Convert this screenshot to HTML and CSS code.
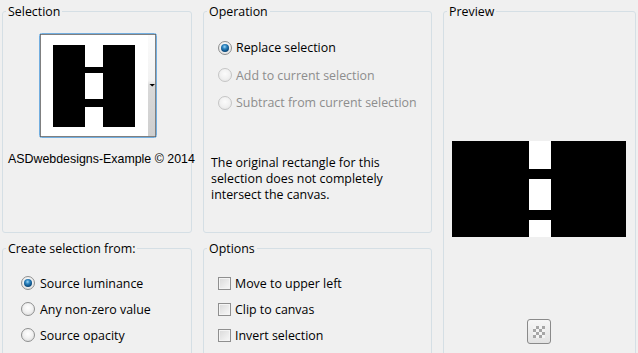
FILE: index.html
```html
<!DOCTYPE html>
<html lang="en">
<head>
    <meta charset="UTF-8">
    <meta name="viewport" content="width=device-width, initial-scale=1.0">
    <title>Selection from mask</title>
    <link rel="stylesheet" href="styles.css">
</head>
<body>
    <div class="dialog">
        <fieldset class="group selection">
            <legend>Selection</legend>
            <div class="thumb">
                <svg width="118" height="105" viewBox="0 0 118 105">
                    <defs>
                        <linearGradient id="strip" x1="0" y1="0" x2="0" y2="1">
                            <stop offset="0" stop-color="#fbfbfb"/>
                            <stop offset="0.45" stop-color="#f2f2f2"/>
                            <stop offset="0.5" stop-color="#d9d9d9"/>
                            <stop offset="1" stop-color="#cfcfcf"/>
                        </linearGradient>
                    </defs>
                    <rect x="0.5" y="0.5" width="117" height="104" rx="2" fill="#fff" stroke="#72aee0"/>
                    <rect x="109" y="2" width="7" height="101" fill="url(#strip)"/>
                    <rect x="1.5" y="1.5" width="115" height="102" fill="none" stroke="#000" stroke-dasharray="1 1"/>
                    <rect x="14" y="12" width="32" height="82" fill="#000"/>
                    <rect x="64" y="12" width="32" height="82" fill="#000"/>
                    <rect x="46" y="34" width="18" height="6" fill="#000"/>
                    <rect x="46" y="66" width="18" height="8" fill="#000"/>
                    <polygon points="110.5,51 116,51 113.25,53.5" fill="#000"/>
                </svg>
            </div>
            <p class="caption">ASDwebdesigns-Example © 2014</p>
        </fieldset>

        <fieldset class="group operation">
            <legend>Operation</legend>
            <label class="option"><span class="radio checked"></span>Replace selection</label>
            <label class="option disabled"><span class="radio"></span>Add to current selection</label>
            <label class="option disabled"><span class="radio"></span>Subtract from current selection</label>
            <p class="note">The original rectangle for this<br>selection does not completely<br>intersect the canvas.</p>
        </fieldset>

        <fieldset class="group preview">
            <legend>Preview</legend>
            <svg class="preview-image" width="174" height="96" viewBox="0 0 174 96">
                <rect width="174" height="96" fill="#000"/>
                <rect x="77" y="0" width="22" height="28" fill="#fff"/>
                <rect x="77" y="38" width="22" height="31" fill="#fff"/>
                <rect x="77" y="79" width="22" height="17" fill="#fff"/>
            </svg>
            <span class="checker-btn"><span class="checker"></span></span>
        </fieldset>

        <fieldset class="group source">
            <legend>Create selection from:</legend>
            <label class="option"><span class="radio checked"></span>Source luminance</label>
            <label class="option"><span class="radio"></span>Any non-zero value</label>
            <label class="option"><span class="radio"></span>Source opacity</label>
        </fieldset>

        <fieldset class="group options">
            <legend>Options</legend>
            <label class="option"><span class="check"></span>Move to upper left</label>
            <label class="option"><span class="check"></span>Clip to canvas</label>
            <label class="option"><span class="check"></span>Invert selection</label>
        </fieldset>
    </div>
</body>
</html>
```

FILE: styles.css
```css
body {
    margin: 0;
    background-color: #f0f0f0;
    font-family: "Open Sans", "Noto Sans", sans-serif;
    font-size: 12.4px;
    color: #000;
    overflow: hidden;
}
.dialog {
    display: grid;
    grid-template-columns: 190px 229px 193px;
    grid-template-rows: 229px 120px;
    column-gap: 11px;
    row-gap: 8px;
    padding: 4px 0 0 2px;
}
.group {
    margin: 0;
    padding: 0;
    min-width: 0;
    border: 1px solid #d5dfe5;
    border-radius: 3px;
}
.group legend {
    margin-left: 3px;
    padding: 0 2px;
    line-height: 15px;
}
.preview {
    grid-row: span 2;
}
.thumb {
    width: 118px;
    height: 105px;
    margin: 14px 0 0 36px;
}
.thumb svg {
    display: block;
}
.caption {
    margin: 14px 0 0 5px;
    font-family: "Liberation Sans", Arial, sans-serif;
    line-height: 15px;
    white-space: nowrap;
}
.option {
    display: flex;
    align-items: center;
    gap: 4px;
    height: 27.5px;
}
.operation .option {
    padding-left: 14px;
}
.operation .option:first-of-type {
    margin-top: 15px;
}
.source .option,
.options .option {
    height: 26px;
}
.source .option {
    padding-left: 18px;
    gap: 5px;
}
.source .option:first-of-type,
.options .option:first-of-type {
    margin-top: 14px;
}
.options .option {
    padding-left: 14px;
}
.option.disabled {
    color: #8d8d8d;
}
.radio {
    position: relative;
    box-sizing: border-box;
    width: 14px;
    height: 14px;
    border-radius: 50%;
    border: 1px solid #8e8f8f;
    background: radial-gradient(circle at 50% 40%, #ffffff 0%, #f2f2f2 45%, #d6d6d6 100%);
    flex-shrink: 0;
}
.option.disabled .radio {
    border-color: #c5c5c5;
    background: radial-gradient(circle at 50% 40%, #fbfbfb 0%, #f1f1f1 50%, #e2e2e2 100%);
}
.radio.checked::after {
    content: "";
    position: absolute;
    left: 2px;
    top: 2px;
    width: 8px;
    height: 8px;
    border-radius: 50%;
    background: radial-gradient(circle at 45% 35%, #a0d8f5 0%, #2f86c2 30%, #0b4f84 65%, #06304f 100%);
}
.check {
    box-sizing: border-box;
    width: 13px;
    height: 13px;
    border: 1px solid #8f8f8f;
    box-shadow: inset 0 0 0 1px #f4f4f4;
    background: linear-gradient(135deg, #d9d9d9 0%, #ececec 60%, #f8f8f8 100%);
    flex-shrink: 0;
}
.note {
    margin: 38px 0 0 7px;
    line-height: 16px;
}
.preview-image {
    display: block;
    margin: 122px 0 0 8px;
}
.checker-btn {
    display: flex;
    align-items: center;
    justify-content: center;
    box-sizing: border-box;
    width: 24px;
    height: 25px;
    margin: 82px 0 0 83px;
    border: 1px solid #8a8a8a;
    border-radius: 3px;
    background: linear-gradient(#f6f6f6, #e2e2e2);
}
.checker {
    width: 12px;
    height: 12px;
    background: repeating-conic-gradient(#a6a6a6 0 25%, #f4f4f4 0 50%) 0 0 / 6px 6px;
}
```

> **Work to do**:
Using the data above, print every line exactly, omitting pictures.

> **Answer**:
Convert this screenshot to HTML and CSS code.
FILE: index.html
```html
<!DOCTYPE html>
<html lang="en">
<head>
    <meta charset="UTF-8">
    <meta name="viewport" content="width=device-width, initial-scale=1.0">
    <title>Selection from mask</title>
    <link rel="stylesheet" href="styles.css">
</head>
<body>
    <div class="dialog">
        <fieldset class="group selection">
            <legend>Selection</legend>
            <div class="thumb">
                <svg width="118" height="105" viewBox="0 0 118 105">
                    <defs>
                        <linearGradient id="strip" x1="0" y1="0" x2="0" y2="1">
                            <stop offset="0" stop-color="#fbfbfb"/>
                            <stop offset="0.45" stop-color="#f2f2f2"/>
                            <stop offset="0.5" stop-color="#d9d9d9"/>
                            <stop offset="1" stop-color="#cfcfcf"/>
                        </linearGradient>
                    </defs>
                    <rect x="0.5" y="0.5" width="117" height="104" rx="2" fill="#fff" stroke="#72aee0"/>
                    <rect x="109" y="2" width="7" height="101" fill="url(#strip)"/>
                    <rect x="1.5" y="1.5" width="115" height="102" fill="none" stroke="#000" stroke-dasharray="1 1"/>
                    <rect x="14" y="12" width="32" height="82" fill="#000"/>
                    <rect x="64" y="12" width="32" height="82" fill="#000"/>
                    <rect x="46" y="34" width="18" height="6" fill="#000"/>
                    <rect x="46" y="66" width="18" height="8" fill="#000"/>
                    <polygon points="110.5,51 116,51 113.25,53.5" fill="#000"/>
                </svg>
            </div>
            <p class="caption">ASDwebdesigns-Example © 2014</p>
        </fieldset>

        <fieldset class="group operation">
            <legend>Operation</legend>
            <label class="option"><span class="radio checked"></span>Replace selection</label>
            <label class="option disabled"><span class="radio"></span>Add to current selection</label>
            <label class="option disabled"><span class="radio"></span>Subtract from current selection</label>
            <p class="note">The original rectangle for this<br>selection does not completely<br>intersect the canvas.</p>
        </fieldset>

        <fieldset class="group preview">
            <legend>Preview</legend>
            <svg class="preview-image" width="174" height="96" viewBox="0 0 174 96">
                <rect width="174" height="96" fill="#000"/>
                <rect x="77" y="0" width="22" height="28" fill="#fff"/>
                <rect x="77" y="38" width="22" height="31" fill="#fff"/>
                <rect x="77" y="79" width="22" height="17" fill="#fff"/>
            </svg>
            <span class="checker-btn"><span class="checker"></span></span>
        </fieldset>

        <fieldset class="group source">
            <legend>Create selection from:</legend>
            <label class="option"><span class="radio checked"></span>Source luminance</label>
            <label class="option"><span class="radio"></span>Any non-zero value</label>
            <label class="option"><span class="radio"></span>Source opacity</label>
        </fieldset>

        <fieldset class="group options">
            <legend>Options</legend>
            <label class="option"><span class="check"></span>Move to upper left</label>
            <label class="option"><span class="check"></span>Clip to canvas</label>
            <label class="option"><span class="check"></span>Invert selection</label>
        </fieldset>
    </div>
</body>
</html>
```

FILE: styles.css
```css
body {
    margin: 0;
    background-color: #f0f0f0;
    font-family: "Open Sans", "Noto Sans", sans-serif;
    font-size: 12.4px;
    color: #000;
    overflow: hidden;
}
.dialog {
    display: grid;
    grid-template-columns: 190px 229px 193px;
    grid-template-rows: 229px 120px;
    column-gap: 11px;
    row-gap: 8px;
    padding: 4px 0 0 2px;
}
.group {
    margin: 0;
    padding: 0;
    min-width: 0;
    border: 1px solid #d5dfe5;
    border-radius: 3px;
}
.group legend {
    margin-left: 3px;
    padding: 0 2px;
    line-height: 15px;
}
.preview {
    grid-row: span 2;
}
.thumb {
    width: 118px;
    height: 105px;
    margin: 14px 0 0 36px;
}
.thumb svg {
    display: block;
}
.caption {
    margin: 14px 0 0 5px;
    font-family: "Liberation Sans", Arial, sans-serif;
    line-height: 15px;
    white-space: nowrap;
}
.option {
    display: flex;
    align-items: center;
    gap: 4px;
    height: 27.5px;
}
.operation .option {
    padding-left: 14px;
}
.operation .option:first-of-type {
    margin-top: 15px;
}
.source .option,
.options .option {
    height: 26px;
}
.source .option {
    padding-left: 18px;
    gap: 5px;
}
.source .option:first-of-type,
.options .option:first-of-type {
    margin-top: 14px;
}
.options .option {
    padding-left: 14px;
}
.option.disabled {
    color: #8d8d8d;
}
.radio {
    position: relative;
    box-sizing: border-box;
    width: 14px;
    height: 14px;
    border-radius: 50%;
    border: 1px solid #8e8f8f;
    background: radial-gradient(circle at 50% 40%, #ffffff 0%, #f2f2f2 45%, #d6d6d6 100%);
    flex-shrink: 0;
}
.option.disabled .radio {
    border-color: #c5c5c5;
    background: radial-gradient(circle at 50% 40%, #fbfbfb 0%, #f1f1f1 50%, #e2e2e2 100%);
}
.radio.checked::after {
    content: "";
    position: absolute;
    left: 2px;
    top: 2px;
    width: 8px;
    height: 8px;
    border-radius: 50%;
    background: radial-gradient(circle at 45% 35%, #a0d8f5 0%, #2f86c2 30%, #0b4f84 65%, #06304f 100%);
}
.check {
    box-sizing: border-box;
    width: 13px;
    height: 13px;
    border: 1px solid #8f8f8f;
    box-shadow: inset 0 0 0 1px #f4f4f4;
    background: linear-gradient(135deg, #d9d9d9 0%, #ececec 60%, #f8f8f8 100%);
    flex-shrink: 0;
}
.note {
    margin: 38px 0 0 7px;
    line-height: 16px;
}
.preview-image {
    display: block;
    margin: 122px 0 0 8px;
}
.checker-btn {
    display: flex;
    align-items: center;
    justify-content: center;
    box-sizing: border-box;
    width: 24px;
    height: 25px;
    margin: 82px 0 0 83px;
    border: 1px solid #8a8a8a;
    border-radius: 3px;
    background: linear-gradient(#f6f6f6, #e2e2e2);
}
.checker {
    width: 12px;
    height: 12px;
    background: repeating-conic-gradient(#a6a6a6 0 25%, #f4f4f4 0 50%) 0 0 / 6px 6px;
}
```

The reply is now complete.